- [Collected material]:

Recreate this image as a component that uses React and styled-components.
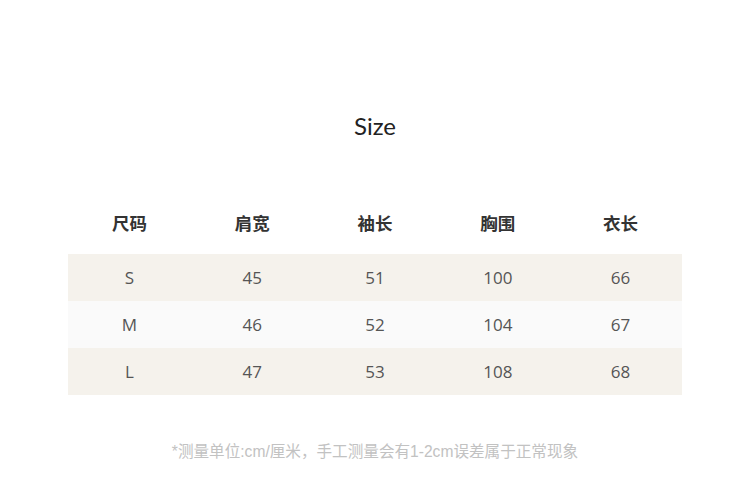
import React from 'react';
import styled, { createGlobalStyle } from 'styled-components';

const GlobalStyle = createGlobalStyle`
  html, body {
    margin: 0;
    padding: 0;
    background: #ffffff;
  }
`;

const Page = styled.div`
  width: 750px;
  height: 478px;
  display: flex;
  flex-direction: column;
  align-items: center;
  padding-top: 110px;
  box-sizing: border-box;
`;

const Title = styled.h1`
  margin: 0;
  font-family: Lato, "Open Sans", sans-serif;
  font-weight: 400;
  font-size: 24px;
  line-height: 32px;
  color: #222;
`;

const Table = styled.div`
  width: 614px;
  margin-top: 52px;
  display: flex;
  flex-direction: column;
`;

const Row = styled.div`
  display: grid;
  grid-template-columns: repeat(5, 1fr);
  height: ${(p) => (p.$head ? '60px' : '47px')};
  align-items: center;
  background: ${(p) => p.$bg || 'transparent'};
`;

const HeadCell = styled.div`
  text-align: center;
  padding-bottom: 4px;
  font-family: "Noto Sans CJK SC", sans-serif;
  font-weight: 700;
  font-size: 17.5px;
  color: #333;
`;

const Cell = styled.div`
  text-align: center;
  font-family: "Open Sans", "Noto Sans CJK SC", sans-serif;
  font-size: 17px;
  color: #555;
`;

const Note = styled.p`
  margin: 44px 0 0;
  font-family: "Liberation Sans", "Noto Sans CJK SC", sans-serif;
  font-size: 15.6px;
  color: #c2c2c2;
`;

const headers = ['尺码', '肩宽', '袖长', '胸围', '衣长'];

const rows = [
  { cells: ['S', '45', '51', '100', '66'], bg: '#f5f2ec' },
  { cells: ['M', '46', '52', '104', '67'], bg: '#fafafa' },
  { cells: ['L', '47', '53', '108', '68'], bg: '#f5f2ec' },
];

export default function App() {
  return (
    <>
      <GlobalStyle />
      <Page>
        <Title>Size</Title>
        <Table>
          <Row $head>
            {headers.map((h) => (
              <HeadCell key={h}>{h}</HeadCell>
            ))}
          </Row>
          {rows.map((r) => (
            <Row key={r.cells[0]} $bg={r.bg}>
              {r.cells.map((c, i) => (
                <Cell key={i}>{c}</Cell>
              ))}
            </Row>
          ))}
        </Table>
        <Note>*测量单位:cm/厘米，手工测量会有1-2cm误差属于正常现象</Note>
      </Page>
    </>
  );
}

- [Short problem]: Copy all lines from the material that hold "styled".

- [Answer]:
Recreate this image as a component that uses React and styled-components.
import styled, { createGlobalStyle } from 'styled-components';
const Page = styled.div`
const Title = styled.h1`
const Table = styled.div`
const Row = styled.div`
const HeadCell = styled.div`
const Cell = styled.div`
const Note = styled.p`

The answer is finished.